Contentment is not based on our situations of life, but on our relationship with Jesus Christ. The closer we get to Jesus, the more contentment we experience. Instead of depending on our own strength and effort, we learn to draw on Christ’s power just like Paul learned to rely on His power. God, the Holy Spirit, has more power than we can even imagine – and He wants to strengthen us.

Paul did not sit around and mope while in prison – he had learned how to cope in every situation. He had learned to be content with Jesus. Therefore, his letters were inspired by the Holy Spirit and encouraged those not in prison, just as they continue to encourage us today.

The reason that people are unhappy, unsatisfied, and unfulfilled is because Jesus Christ is not the center of their lives. They are looking for contentment in all the wrong places. They are not seeking contentment in God’s kingdom and His righteousness.

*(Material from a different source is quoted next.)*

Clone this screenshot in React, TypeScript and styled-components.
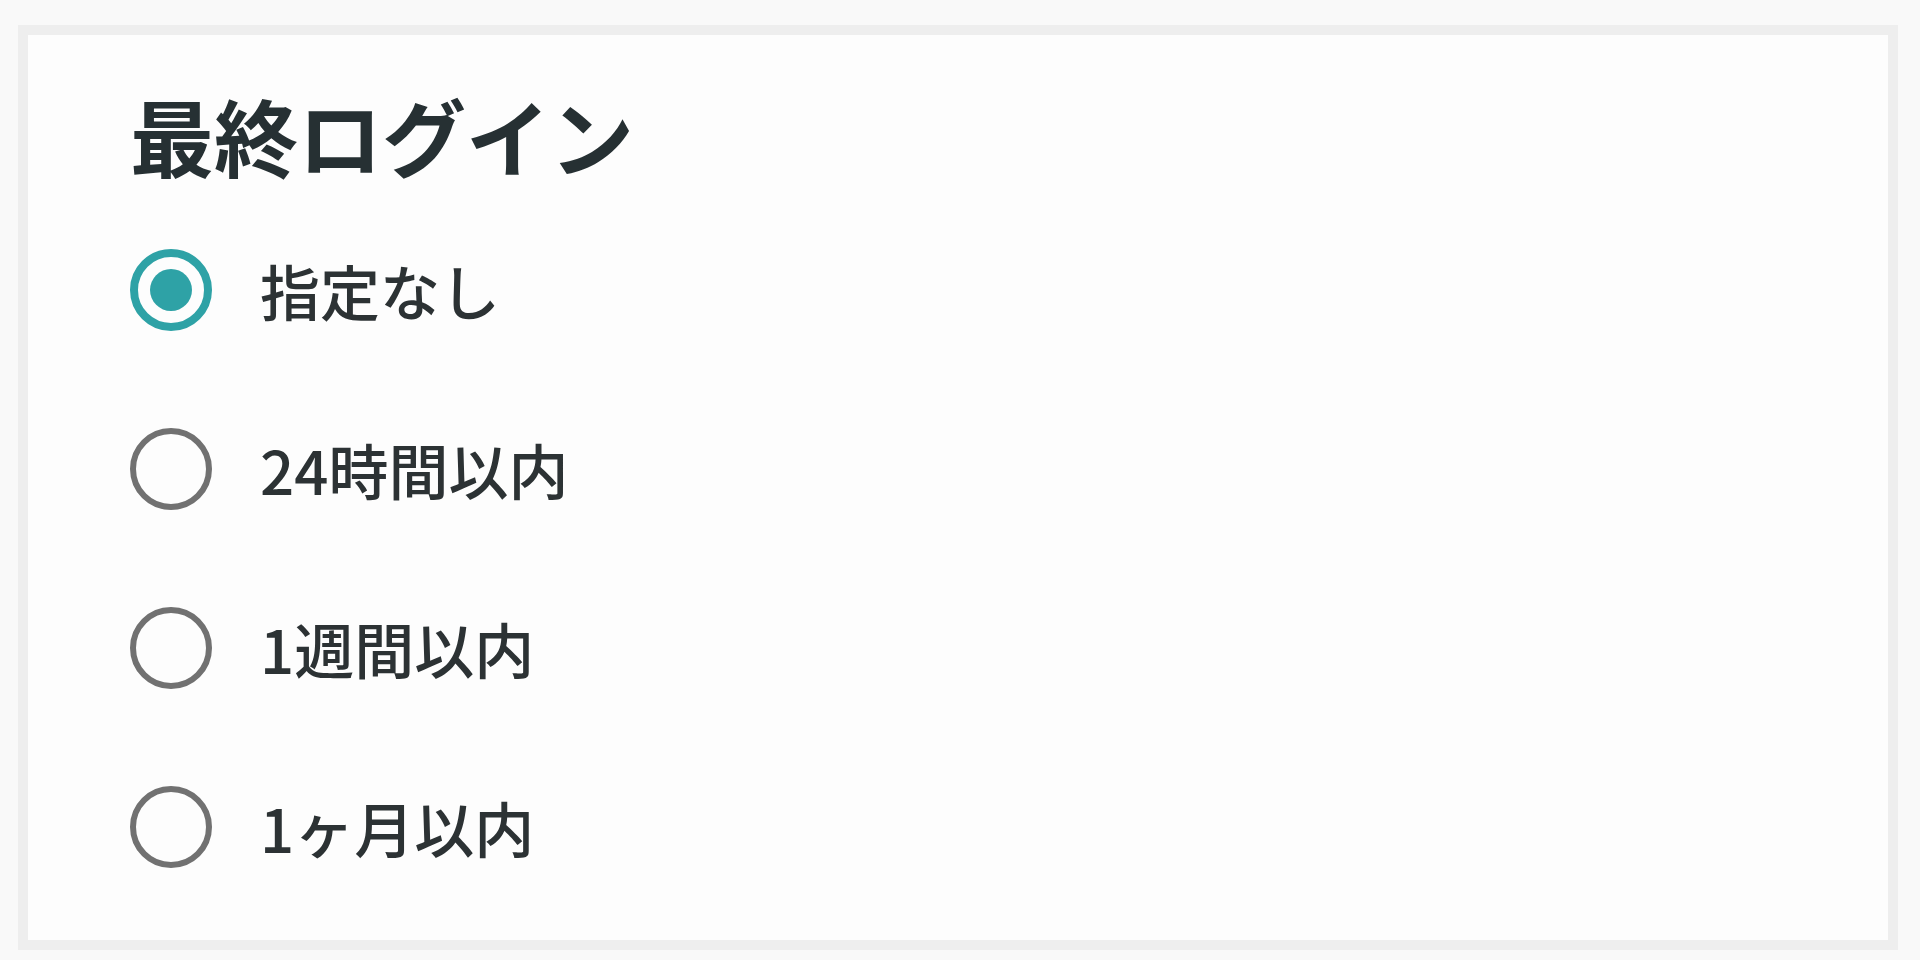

Matthew 6:31-34 So do not worry, saying, 'What shall we eat?' or 'What shall we drink?' or 'What shall we wear?' For the pagans run after all these things, and your heavenly Father knows that you need them. But seek first his kingdom and his righteousness, and all these things will be given to you as well. Therefore do not worry about tomorrow, for tomorrow will worry about itself. Each day has enough trouble of its own.

We were made for a purpose and that is to have a relationship with God through Jesus Christ. When we try to find satisfaction in life through people, popularity, possessions, or prestige – we will never be content – we will never be satisfied.

Jesus said John 10:10 The thief comes only to steal and kill and destroy; I have come that they may have life, and have it to the full.

A contented life comes from having a relationship with Jesus and learning to trust Him. How about you? Are you content? If you are not, then learn the secret of contentment from the apostle Paul, accepting Jesus as your Savior, making Him the Lord of your life.